【ARUHIアワード9月期優秀作品】『家族とマイホーム』吉岡 幸一

 翌朝、母は退院した。病院に迎えに行ったときにはすでに引き払った後だった。あれほど迎えに行くと言っていたのに、母はおかまいなしに実家に戻っていた。
 実家に顔をだすと母は呑気に煎餅を頬張りながらテレビを見ていた。
「退院できて良かったじゃない」と、言っただけで私は母に説教めいたことは言わなかった。母は「おおげさなんだよ」と、答えはしたが、迎えを待たずに帰ってきたことを詫びることはなかった。
 いつもと変わらぬ風景。いつも座っている場所に母は座っている。私が小さいころも、大きくなってからも、母はときどきこのテレビの前に座ってはお茶を飲んだり菓子を食べたりしていた。私は年を追うほどに小さくなっていく母の背中をみて切なくなった。
「今日の夕方、家にきてくれないかな」
 私は様子を見にきただけではなかった。
「嫌だよ、一緒に暮らす話ならごめんだよ」
「退院祝い、それにお母さんの誕生日のお祝いよ。
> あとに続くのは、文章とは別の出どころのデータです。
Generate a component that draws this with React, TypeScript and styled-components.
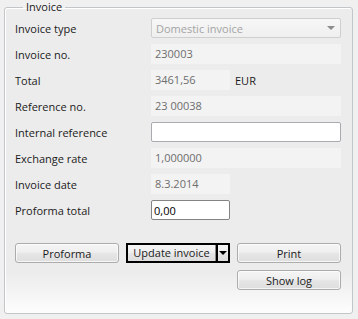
import React from "react";
import styled, { createGlobalStyle } from "styled-components";

const Global = createGlobalStyle`
  html, body { margin: 0; padding: 0; background: #f0f0f0; }
  body { font-family: "Open Sans", "Noto Sans", sans-serif; font-size: 11px; color: #1b1b1b; }
  * { box-sizing: border-box; }
`;

const Page = styled.div`
  width: 358px;
  height: 319px;
  padding: 0 5px 0 4px;
`;

const Group = styled.fieldset`
  margin: 0;
  height: 314px;
  padding: 4px 11px 22px 9px;
  border: 1px solid #c3c6c8;
  border-radius: 3px;
  box-shadow: inset 1px 1px 0 #ffffff;
  background: linear-gradient(to bottom, #ececec 0, #ececec calc(100% - 40px), #fdfdfd 100%);
  min-width: 0;
`;

const Legend = styled.legend`
  padding: 0 3px;
  margin-left: 9px;
  line-height: 14px;
  font-size: 11px;
  color: #1b1b1b;
`;

const Form = styled.div`
  display: grid;
  grid-template-columns: 137px 1fr;
  grid-auto-rows: 20px;
  row-gap: 6px;
  align-items: center;
`;

const Label = styled.div`
  padding-left: 1px;
  white-space: nowrap;
`;

const FieldLine = styled.div`
  display: flex;
  align-items: center;
  gap: 5px;
  height: 20px;
`;

const ReadOnly = styled.div<{ $short?: boolean }>`
  height: 20px;
  width: ${(p) => (p.$short ? "79px" : "100%")};
  background: #f3f3f3;
  color: #6e6e6e;
  padding: 0 4px;
  line-height: 20px;
`;

const Input = styled.input<{ $short?: boolean; $dark?: boolean }>`
  height: 20px;
  width: ${(p) => (p.$short ? "79px" : "100%")};
  border: 1px solid ${(p) => (p.$dark ? "#848484" : "#a9abb0")};
  border-radius: 2px;
  background: #fff;
  font: inherit;
  color: #000;
  padding: 0 2px;
  outline: none;
`;

const Combo = styled.div`
  height: 20px;
  width: 100%;
  border: 1px solid #cfcfcf;
  border-radius: 2px;
  background: linear-gradient(#f7f7f7, #efefef);
  display: flex;
  align-items: center;
  justify-content: space-between;
  padding: 0 5px 0 4px;
  color: #a4a4a4;
`;

const Arrow = styled.span<{ $color: string }>`
  width: 0;
  height: 0;
  border-left: 4px solid transparent;
  border-right: 4px solid transparent;
  border-top: 4px solid ${(p) => p.$color};
`;

const Buttons = styled.div`
  margin: 23px 0 0 1px;
  display: grid;
  grid-template-columns: 104px 104px 104px;
  column-gap: 7px;
  row-gap: 7px;
  grid-auto-rows: 20px;
`;

const Button = styled.button<{ $col?: number }>`
  grid-column: ${(p) => p.$col ?? "auto"};
  height: 20px;
  border: 1px solid #acacac;
  border-radius: 3px;
  background: linear-gradient(#f5f5f5 0%, #efefef 45%, #e5e5e5 55%, #dedede 100%);
  font: inherit;
  color: #1b1b1b;
  padding: 0;
  box-shadow: inset 0 0 0 1px rgba(255,255,255,0.7);
`;

const SplitButton = styled.div`
  height: 20px;
  border: 2px solid #000;
  display: flex;
  background: linear-gradient(#f5f5f5 0%, #efefef 45%, #e5e5e5 55%, #dedede 100%);
`;

const SplitMain = styled.div`
  flex: 1;
  display: flex;
  align-items: center;
  justify-content: center;
  line-height: 16px;
  border-right: 1px solid #8a8a8a;
`;

const SplitDrop = styled.div`
  width: 12px;
  border-left: 2px solid #000;
  display: flex;
  align-items: center;
  justify-content: center;
`;

export default function App() {
  return (
    <Page>
      <Global />
      <Group>
        <Legend>Invoice</Legend>
        <Form>
          <Label>Invoice type</Label>
          <Combo>
            <span>Domestic invoice</span>
            <Arrow $color="#8c8c8c" />
          </Combo>
          <Label>Invoice no.</Label>
          <ReadOnly>230003</ReadOnly>
          <Label>Total</Label>
          <FieldLine>
            <ReadOnly $short>3461,56</ReadOnly>
            <span>EUR</span>
          </FieldLine>
          <Label>Reference no.</Label>
          <ReadOnly>23 00038</ReadOnly>
          <Label>Internal reference</Label>
          <Input defaultValue="" />
          <Label>Exchange rate</Label>
          <ReadOnly>1,000000</ReadOnly>
          <Label>Invoice date</Label>
          <ReadOnly $short>8.3.2014</ReadOnly>
          <Label>Proforma total</Label>
          <FieldLine>
            <Input $short $dark defaultValue="0,00" />
          </FieldLine>
        </Form>
        <Buttons>
          <Button>Proforma</Button>
          <SplitButton>
            <SplitMain>Update invoice</SplitMain>
            <SplitDrop>
              <Arrow $color="#000" />
            </SplitDrop>
          </SplitButton>
          <Button>Print</Button>
          <Button $col={3}>Show log</Button>
        </Buttons>
      </Group>
    </Page>
  );
}
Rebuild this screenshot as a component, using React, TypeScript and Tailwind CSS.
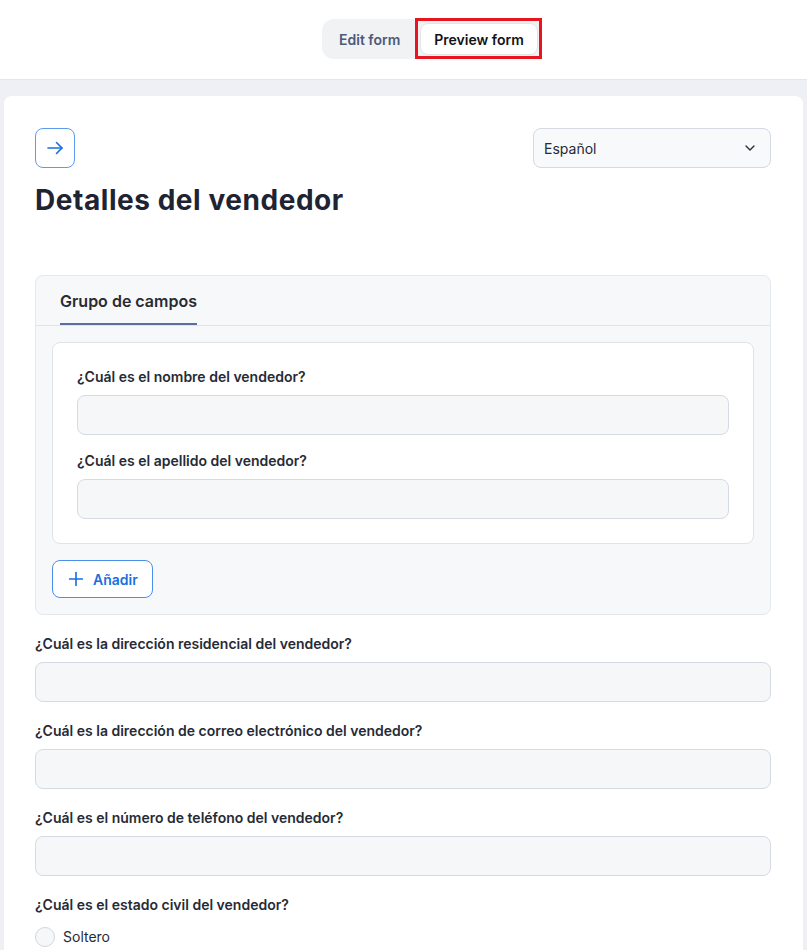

今日が七十一歳の誕生日でしょう」
「そうか、あたしも七十一か、へえ、お父さんより長生きしてしまったね」
「猫もいるのよ。お母さん猫好きでしょう」
「あら、猫を飼ったのかい。お祝いなんていうのはどうでもいいけど、猫がいるならまあ見にいってあげてもいいわね」
 母は目をかがやかせて言った。
 夕方になると迎えに行くまでもなく母はやってきた。買い物籠には猫の餌まで入っている。スーパーにでも寄ってきたのだろう。
 猫はこれまでもずいぶんと可愛がられてきたのだろう。人を恐れるということを知らなかった。母が手を伸ばして頭を撫でても気にする様子もなかった。
「昔あたしもね、猫を飼っていたんだよ。でもね、高齢だったからあんたが生まれる前に死んでしまったんだよ。病気だったんだね。この猫もそんなに若くはないだろう。寿命がくるまで、ちゃんと世話をしてあげるんだよ」母はそんなことを私に言いながら猫を撫でていた。
 この日は夫も早く帰ってきて家族そろって食事を取ることができた。誕生日の食事といっても母は洋食が苦手なので、いつもと変わらない内容だった。ご飯に味噌汁、漬け物、焼き茄子、焼き魚、翔太が好きなから揚げ、などだった。特別な物を作るより母はこういった普通の食事を好んだ。

ただホールケーキだけは用意した。梨のタルトケーキ、それを四等分にして食べた。猫は母の足もとで母が買ってきたキャットフードを食べていた。